Joachim Worringen wrote:
> Garrett D'Amore wrote:
>> I don't think the semaphore buys you anything.  Additionally, it suffers 
>> from being subject to priority inversions, so I generally try to steer 
>> clear of semaphores unless I really do have a situation where the 
>> problem is expressed as a resource counting problem.  (And even then, 
>> direct access to the resources with a lock and cv seems to work better 
>> for me at least.)
> 
> Maybe I phrased it wrong: I was afraid I *had* to use a semaphore (as I 
> have to do for Linux), although I'd prefer a mutex.
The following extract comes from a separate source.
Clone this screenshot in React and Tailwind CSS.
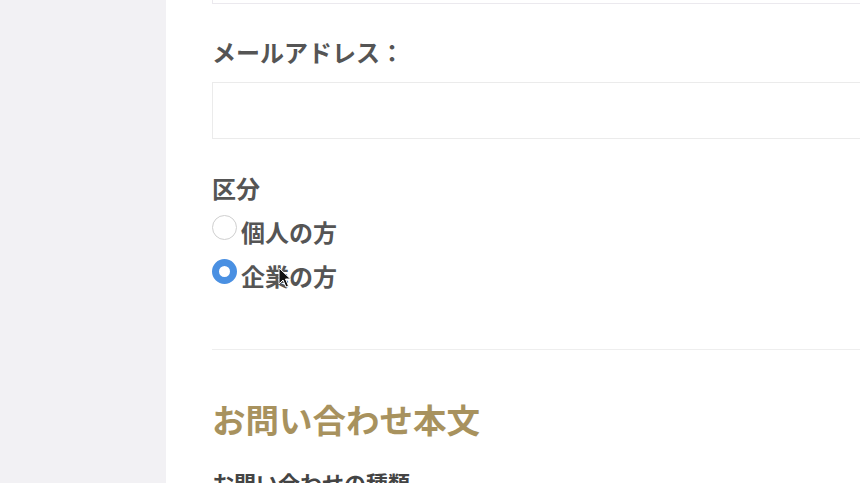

Everything is fine now.
> 
>> You can certainly sleep while holding an ordinary priority mutex.  It 
>> just might do bad things for performance, and you have to worry about 
>> possible recursive scenarios.
> 
> Which performance impacts do you think of now - the lack of concurrency 
> while paging in, or something else?

A full pagefault excursion, which could include something like going to
disk for the page, is a long time to hold a mutex - even if you're
certain that nothing in the pagefault codepath could also want
that mutex (I suspect Garrett is correct - that advice applies to
IO and related drivers that could be involved in the full pagefault
path).  Your driver is re-entrant (all drivers are) so any of
the driver entry points can be active at the time you're holding
this mutex (usually one of the reasons you need a mutex in the first
place) and may need to acquire the mutex you hold - they'd be waiting
a needlessly long time.

Of course that is a general guideline; you may analyze your driver and
determine there are no such penalties or that they are harmless.  You need
to analyzse your driver with a very substantial understanding of the
framework context that it will be running in.